周囲に特定の音がないのに、どちらかの耳元や耳の奥で「キーン」とか、「ジーン」、「シーン」とか、セミの鳴き声のような音を感じることがあります。これが耳鳴りで、「三人に一人は生涯のいずれかの時点で耳鳴りを経験し、八人に一人が慢性的な耳鳴りに悩まされている」 といいますが、ほとんどのヒトが一度や二度はこういう経験があると思います。
ある年、ある高校で学生にアンケート調査をして、耳鼻科検診に役立てようとして、「耳鳴りがしますか、またはしたことがありますか」と質問したところ、ほとんど全員が「感じたことがある」との回答をしたため、以後この項目ははずすことにしました。それくらい、耳鳴りは非常に多いものです。
しかしその音が片耳に偏ったり、異常に大きかったり、頻繁にある場合や、いつまでも続く場合は病気を考える必要があります。
耳鳴りには大別して二通りあります。
1)他覚的耳鳴り : 静かな部屋、または聴診器に使うような管で、糸電話の要領で耳と耳をつなぐと他人に聞こえるもの
2)自覚的耳鳴り : 自分にしか聞こえず、耳の奥や、時には頭の中で感じるもの
1)は脳内や耳内の血管腫、動静脈奇形などの血管異常や、血液の流れから脈動が聞こえる血管性耳鳴りや、中耳と鼻をつないでいる耳管の開閉運動に関係する筋肉、口蓋筋、耳小骨筋の痙攣などが原因で発生する筋肉性耳鳴りであることが多いのですが、頻度的に多くて、通常、耳鳴りと言えば2)の方ですのでそのことについて書いてみます。
2)はブーンブーン、ジージーといった低い音の場合と、キーンキーンといった高い音、また持続するものと、断続的なものなどに区別されます。
原因としては、頭部の外傷、薬剤中毒によるもの、また先天性、家族性に起こるものや、ホルモン異常、高血圧、低血圧、動脈硬化症、糖尿病などの全身的な原因のために起こるものもありますが、当然のことながら、耳の病気のために起こるものが一番多く、代表的なものとしてはメニエル病(めまい、難聴、耳鳴り)、突発難聴、内耳炎など、内耳の病気や、鼓室硬化症、中耳炎(とくに骨を破壊していく真珠腫タイプ)などの中耳の病気があります。
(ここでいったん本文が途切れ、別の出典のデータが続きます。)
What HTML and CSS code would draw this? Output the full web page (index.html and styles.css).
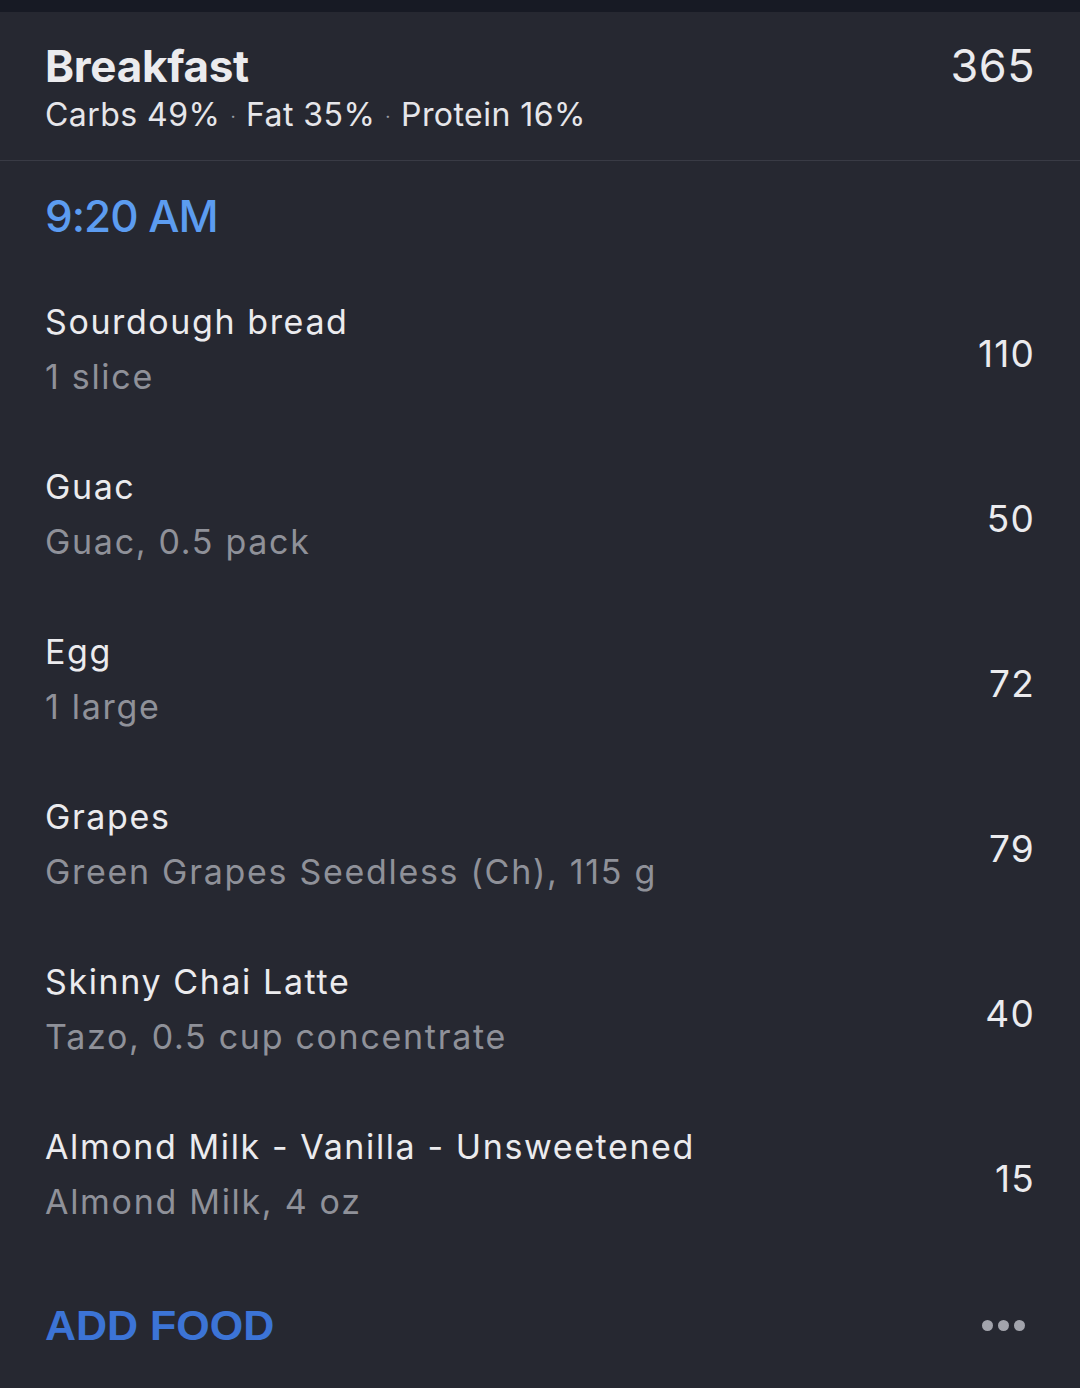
FILE: index.html
```html
<!DOCTYPE html>
<html>
<head>
<meta charset="utf-8">
<link rel="stylesheet" href="styles.css">
</head>
<body>
<div class="topbar"></div>
<header class="meal-header">
  <div class="meal-info">
    <div class="meal-title">Breakfast</div>
    <div class="macros">Carbs 49%<span class="sep">·</span>Fat 35%<span class="sep">·</span>Protein 16%</div>
  </div>
  <div class="meal-total">365</div>
</header>
<section class="time-block">
  <div class="time">9:20 AM</div>
</section>
<ul class="food-list">
  <li class="food"><div class="food-text"><div class="food-name">Sourdough bread</div><div class="food-desc">1 slice</div></div><div class="food-cal">110</div></li>
  <li class="food"><div class="food-text"><div class="food-name">Guac</div><div class="food-desc">Guac, 0.5 pack</div></div><div class="food-cal">50</div></li>
  <li class="food"><div class="food-text"><div class="food-name">Egg</div><div class="food-desc">1 large</div></div><div class="food-cal">72</div></li>
  <li class="food"><div class="food-text"><div class="food-name">Grapes</div><div class="food-desc">Green Grapes Seedless (Ch), 115 g</div></div><div class="food-cal">79</div></li>
  <li class="food"><div class="food-text"><div class="food-name">Skinny Chai Latte</div><div class="food-desc">Tazo, 0.5 cup concentrate</div></div><div class="food-cal">40</div></li>
  <li class="food"><div class="food-text"><div class="food-name">Almond Milk - Vanilla - Unsweetened</div><div class="food-desc">Almond Milk, 4 oz</div></div><div class="food-cal">15</div></li>
</ul>
<footer class="meal-footer">
  <div class="add-food">ADD FOOD</div>
  <div class="more"><span class="dot"></span><span class="dot"></span><span class="dot"></span></div>
</footer>
</body>
</html>
```
FILE: styles.css
```css
html, body {
  margin: 0;
  padding: 0;
}
body {
  width: 1080px;
  height: 1388px;
  overflow: hidden;
  background: #262831;
  font-family: Inter, "Noto Sans", sans-serif;
  color: #ebebee;
}
.topbar {
  height: 12px;
  background: #171a24;
}
.meal-header {
  display: flex;
  justify-content: space-between;
  align-items: flex-start;
  padding: 28px 45px 20px 45px;
  border-bottom: 1px solid #393b45;
}
.meal-title {
  font-size: 44px;
  font-weight: 700;
  line-height: 52px;
  letter-spacing: -0.3px;
}
.macros {
  font-size: 32px;
  line-height: 46px;
  letter-spacing: 0.45px;
  color: #e6e6ea;
}
.sep {
  font-size: 18px;
  color: #9a9ca4;
  margin: 0 10px;
  vertical-align: 3px;
}
.meal-total {
  font-size: 45px;
  line-height: 52px;
  font-weight: 400;
  letter-spacing: 0.5px;
}
.time-block {
  padding: 25px 45px 24px;
}
.time {
  font-size: 44px;
  line-height: 60px;
  color: #5c9cf0;
  font-weight: 500;
  letter-spacing: -1px;
}
.food-list {
  list-style: none;
  margin: 0;
  padding: 0;
}
.food {
  height: 165px;
  display: flex;
  align-items: center;
  justify-content: space-between;
  padding: 0 45px 0 45px;
}
.food-text {
  margin-top: -8px;
}
.food-name {
  font-size: 34px;
  line-height: 55px;
  letter-spacing: 1.6px;
}
.food-desc {
  font-size: 34px;
  line-height: 55px;
  letter-spacing: 1.7px;
  color: #8f9199;
}
.food-cal {
  font-size: 37px;
  letter-spacing: 1.2px;
  margin-top: 2px;
}
.meal-footer {
  display: flex;
  justify-content: space-between;
  align-items: center;
  padding: 32px 55px 0 45px;
}
.add-food {
  font-family: "Liberation Sans", Arial, sans-serif;
  font-weight: 700;
  font-size: 43px;
  line-height: 66px;
  color: #3c74d6;
}
.more {
  display: flex;
  gap: 5px;
}
.dot {
  width: 11px;
  height: 11px;
  border-radius: 50%;
  background: #a2a4ac;
}
```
また時には聴神経腫瘍と呼ばれる内耳神経(聴神経、前庭神経)のできものが原因のことがあります。
耳の病気の時は普通は難聴(聞こえが悪い)があるのが普通ですが、少しずつ症状が進行した時などは難聴に気付かず耳鳴りだけ気になっていることもあります。また悩まされる耳鳴りは、やはり中高年層の方に多く、女性ですと「更年期」、高齢者の方は「血圧のため、年齢のため」などの説明ですまされていることもあります。
耳鳴りの診断には耳鼻科的に診察をすることが大切です。顕微鏡で外耳、鼓膜に異常がないかをしらべ、聴力検査を行います。耳のレントゲンが必要なこともあります。場合によってはCT断層、MRI(磁気共鳴装置)といった精密検査が要ることもありますし、内科的に全身検査を必要とすることもあります。
耳鳴りの治療は一般的に言って難しいものです。とくに長期間症状が続いている場合や、糖尿病、高血圧症など全身的要因がある場合はなおさらです。しかし、原因がはっきりわかれば治療法を見つけることもできます。時には腫瘍などが潜んでいることもありますので、一度はきちんと検査を受けておくことが大切です。